Bachelet will not have the luxury of a honeymoon. During the presidential campaign, as the candidate of the New Majority coalition – the old Concertación plus the Communist Party and other small leftist groups – she made specific commitments that helped raise expectations. Though the government’s program is likely to be less ambitious and qualify many of her campaign promises, the poor and lower middle class – her main electoral base – expect that she will move swiftly, for example, to end for-profit elementary and secondary education and offer free universal tertiary education.

Bachelet has also vowed to reform the tax system to reduce inequality, strengthen the state’s role in the pension system, and improve the quality and coverage of the health-care system. She has even promised a new constitution.

But, though Bachelet’s coalition has a clear majority in Congress, supermajority requirements will force her to bargain with the right-wing opposition to pass her reforms. In addition, because her own coalition includes parties from the far left to the center, Bachelet will need to broker compromises with her allies.

Moreover, hard times will mean hard choices. After four years of rapid growth and almost full employment under Piñera, the economy is slowing. The falling price of copper, Chile’s main export commodity, suggests what lies ahead. After campaigning on a promise to redistribute wealth, Bachelet will have to focus on fostering growth and job creation.

As the economic outlook worsens, voters’ priorities will shift from broadening access to high-quality education and health care to promoting employment. Bachelet’s own commitment to replace the constitution – an authoritarian holdover that she compares to a house that no longer fits the national family’s needs – will now compete with other urgent priorities. After all, even if you need a new house, it makes no sense to demolish the old one just before a storm.

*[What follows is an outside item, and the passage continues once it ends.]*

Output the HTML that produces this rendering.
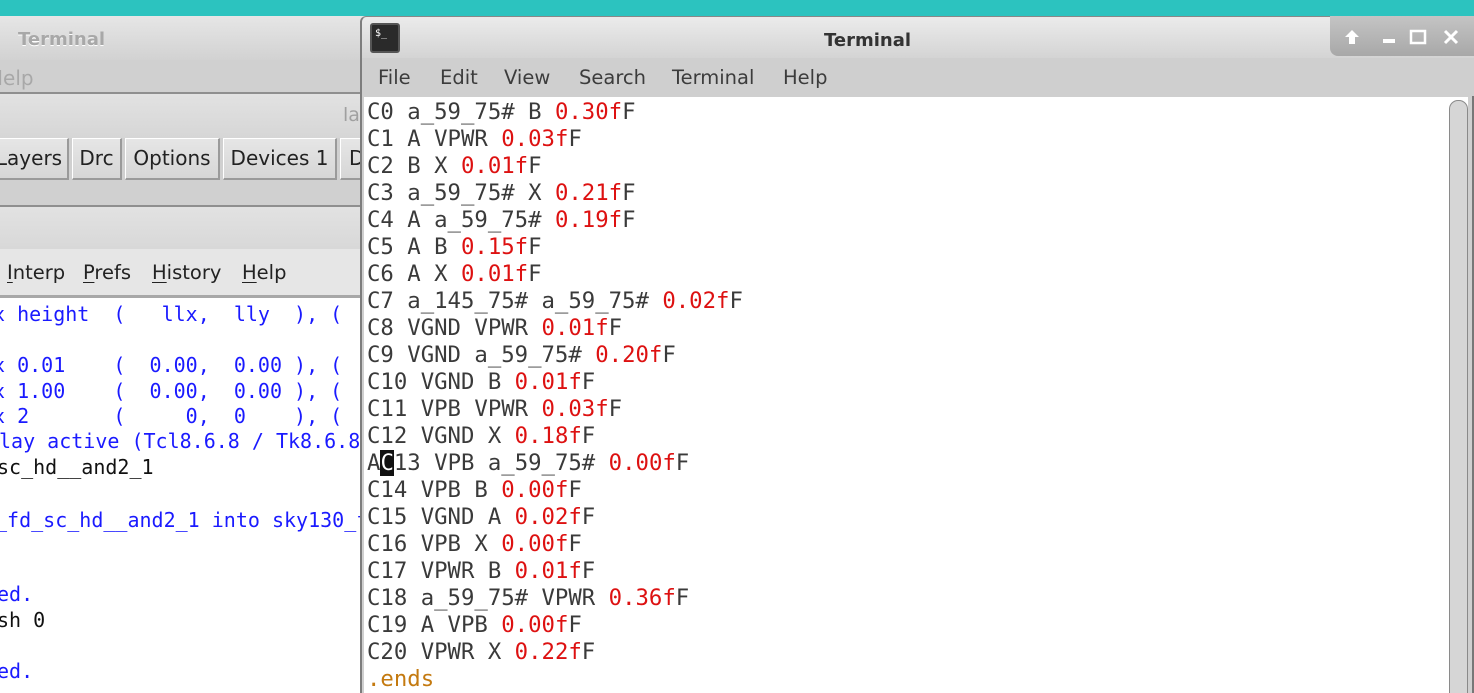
<!DOCTYPE html>
<html><head><meta charset="utf-8"><style>
*{margin:0;padding:0;box-sizing:border-box}
html,body{width:1474px;height:693px;overflow:hidden}
body{position:relative;background:#2dc2bd;font-family:"DejaVu Sans","Liberation Sans",sans-serif}
.abs{position:absolute}
.mono{font-family:"DejaVu Sans Mono","Liberation Mono",monospace;white-space:pre}
.lt{position:absolute;left:-7px;font-size:20px;line-height:26px;color:#1a1aff}
.k{color:#111}
.btn{position:absolute;top:138px;height:42px;background:linear-gradient(#e6e6e6,#d6d6d6);border:1px solid #fff;border-right:2px solid #9a9a9a;border-bottom:2px solid #9a9a9a;font-size:20px;line-height:38px;color:#222;text-align:center}
.tl{position:absolute;left:367px;font-size:22.3px;line-height:27px;color:#3a3a3a}
.r{color:#dd1111}
.mi{position:absolute;top:66px;font-size:19.5px;color:#3c3c3c}
u{text-decoration:underline;text-underline-offset:3px}
</style></head><body>
<div class="abs" style="left:0;top:0;width:1474px;height:16px;background:#2cc3bf"></div>
<div class="abs" style="left:0;top:16px;width:370px;height:677px;background:#d0d0d0"></div>
<div class="abs" style="left:0;top:16px;width:370px;height:44px;background:linear-gradient(#e6e6e6,#d2d2d2)"></div>
<div class="abs" style="left:18px;top:29px;font-size:18px;font-weight:bold;color:#a8a8a8;text-shadow:0 1px 0 #fff">Terminal</div>
<div class="abs" style="left:-12px;top:66px;font-size:20px;color:#a8a8a8">Help</div>
<div class="abs" style="left:0;top:92px;width:370px;height:2px;background:#8f8f8f"></div>
<div class="abs" style="left:0;top:94px;width:370px;height:44px;background:linear-gradient(#e2e2e2,#d6d6d6)"></div>
<div class="abs" style="left:343px;top:104px;font-size:19px;color:#a0a0a0">la</div>
<div class="btn" style="left:-10px;width:79px">Layers</div>
<div class="btn" style="left:72px;width:50px">Drc</div>
<div class="btn" style="left:125px;width:95px">Options</div>
<div class="btn" style="left:223px;width:114px">Devices 1</div>
<div class="btn" style="left:340px;width:40px;text-align:left;padding-left:8px">D</div>
<div class="abs" style="left:0;top:205px;width:370px;height:2px;background:#8f8f8f"></div>
<div class="abs" style="left:0;top:207px;width:370px;height:42px;background:linear-gradient(#e2e2e2,#d8d8d8)"></div>
<div class="abs" style="left:0;top:249px;width:370px;height:46px;background:#e6e6e6"></div>
<div class="abs" style="left:7px;top:261px;font-size:19.5px;color:#222"><u>I</u>nterp</div>
<div class="abs" style="left:83px;top:261px;font-size:19.5px;color:#222"><u>P</u>refs</div>
<div class="abs" style="left:152px;top:261px;font-size:19.5px;color:#222"><u>H</u>istory</div>
<div class="abs" style="left:242px;top:261px;font-size:19.5px;color:#222"><u>H</u>elp</div>
<div class="abs" style="left:0;top:295px;width:370px;height:3px;background:#a8a8a8"></div>
<div class="abs" style="left:0;top:298px;width:370px;height:395px;background:#fff"></div>
<div class="lt mono" style="top:301px">x height  (   llx,  lly  ), (</div>
<div class="lt mono" style="top:352px">x 0.01    (  0.00,  0.00 ), (</div>
<div class="lt mono" style="top:378px">x 1.00    (  0.00,  0.00 ), (</div>
<div class="lt mono" style="top:403px">x 2       (     0,  0    ), (</div>
<div class="lt mono" style="top:428px;left:-1px">lay active (Tcl8.6.8 / Tk8.6.8)</div>
<div class="lt mono k" style="top:454px;left:-3px">sc_hd__and2_1</div>
<div class="lt mono" style="top:507px;left:-5px">_fd_sc_hd__and2_1 into sky130_f</div>
<div class="lt mono" style="top:581px;left:-3px">ed.</div>
<div class="lt mono k" style="top:607px;left:-3px">sh 0</div>
<div class="lt mono" style="top:658px;left:-3px">ed.</div>
<div class="abs" style="left:360px;top:16px;width:1114px;height:677px;background:#cfcfcf;border-left:2px solid #7d7d7d;border-top:1px solid #888;border-top-left-radius:6px"></div>
<div class="abs" style="left:362px;top:17px;width:1112px;height:41px;background:linear-gradient(#ebebeb,#d4d4d4);border-top-left-radius:5px"></div>
<div class="abs" style="left:370px;top:23px;width:30px;height:30px;background:#2a2a2a;border:2px solid #555;border-radius:3px;color:#fff;font-size:10px;line-height:10px;padding:4px 0 0 3px;font-family:'DejaVu Sans Mono',monospace">$_</div>
<div class="abs" style="left:824px;top:30px;font-size:18px;font-weight:bold;color:#333">Terminal</div>
<div class="abs" style="left:1330px;top:16px;width:144px;height:40px;background:linear-gradient(#c4c4c4,#a8a8a8);border-bottom-left-radius:8px"></div>
<svg class="abs" style="left:1340px;top:26px" width="130" height="24" viewBox="0 0 130 24">
<path d="M12 4 L5 11 H9 V18 H15 V11 H19 Z" fill="#fff"/>
<rect x="43" y="13" width="12" height="4" fill="#fff"/>
<rect x="71" y="5" width="14" height="12" fill="none" stroke="#fff" stroke-width="2.5"/>
<path d="M105 5 L117 17 M117 5 L105 17" stroke="#fff" stroke-width="3"/>
</svg>
<div class="mi" style="left:378px">File</div>
<div class="mi" style="left:440px">Edit</div>
<div class="mi" style="left:504px">View</div>
<div class="mi" style="left:579px">Search</div>
<div class="mi" style="left:672px">Terminal</div>
<div class="mi" style="left:783px">Help</div>
<div class="abs" style="left:364px;top:97px;width:1104px;height:596px;background:#fff"></div>
<div class="abs" style="left:1449px;top:100px;width:19px;height:600px;background:#d6d6d6;border:1px solid #8a8a8a;border-radius:9px 9px 0 0"></div>
<div class="abs" style="left:1469px;top:96px;width:5px;height:597px;background:#cfcfcf;border-right:2px solid #777"></div>
<div class="tl mono" style="top:99px">C0 a_59_75# B <span class="r">0.30f</span>F
C1 A VPWR <span class="r">0.03f</span>F
C2 B X <span class="r">0.01f</span>F
C3 a_59_75# X <span class="r">0.21f</span>F
C4 A a_59_75# <span class="r">0.19f</span>F
C5 A B <span class="r">0.15f</span>F
C6 A X <span class="r">0.01f</span>F
C7 a_145_75# a_59_75# <span class="r">0.02f</span>F
C8 VGND VPWR <span class="r">0.01f</span>F
C9 VGND a_59_75# <span class="r">0.20f</span>F
C10 VGND B <span class="r">0.01f</span>F
C11 VPB VPWR <span class="r">0.03f</span>F
C12 VGND X <span class="r">0.18f</span>F
A<span style="background:#111;color:#fff">C</span>13 VPB a_59_75# <span class="r">0.00f</span>F
C14 VPB B <span class="r">0.00f</span>F
C15 VGND A <span class="r">0.02f</span>F
C16 VPB X <span class="r">0.00f</span>F
C17 VPWR B <span class="r">0.01f</span>F
C18 a_59_75# VPWR <span class="r">0.36f</span>F
C19 A VPB <span class="r">0.00f</span>F
C20 VPWR X <span class="r">0.22f</span>F
<span style="color:#c47a10">.ends</span></div>
</body></html>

In her first term, Bachelet adopted draconian but fiscally responsible policies, generating huge government surpluses that were earmarked for an ambitious pension reform and a rainy-day sovereign wealth fund. She implemented gradual and pragmatic reforms in education, pensions, health care, and competitiveness, but worked hard to build consensus and promote dialogue and popular participation.

In her second term, Bachelet will have to weigh her promise of radical reforms with her past experience (her only radical reform in her first term – a new public transportation system in the capital city of Santiago – backfired badly). In her victory speech, she reiterated some common campaign themes, including the new constitution, improvements to the education system, and gender parity in her administration. But she also insisted on her commitment to responsible and sustainable reforms.

Some critics have warned that a hard left turn awaits Chile under Bachelet. But, given the country’s strong neoliberal foundations, consistent market-friendly policies, and widespread support for moderate change, Bachelet will most likely change course only slightly. Chile will remain further to the right than most Latin American countries and, indeed, than most OECD members – the group of countries with which Chile has grown accustomed to comparing itself.

Chile also remains one of Latin America’s least egalitarian countries. In recent years, social movements have demanded that the state play a stronger role in redistribution, and Bachelet’s mandate will be to reduce inequality. If she accomplishes this through moderate and gradual reforms, Chile’s democracy will grow stronger and more inclusive. If, however, she signals a preference for an alternative path, democratic institutions, public opinion, and economic pressure will remind her that Chileans do not favor changing the approach that has made their country the envy of Latin America.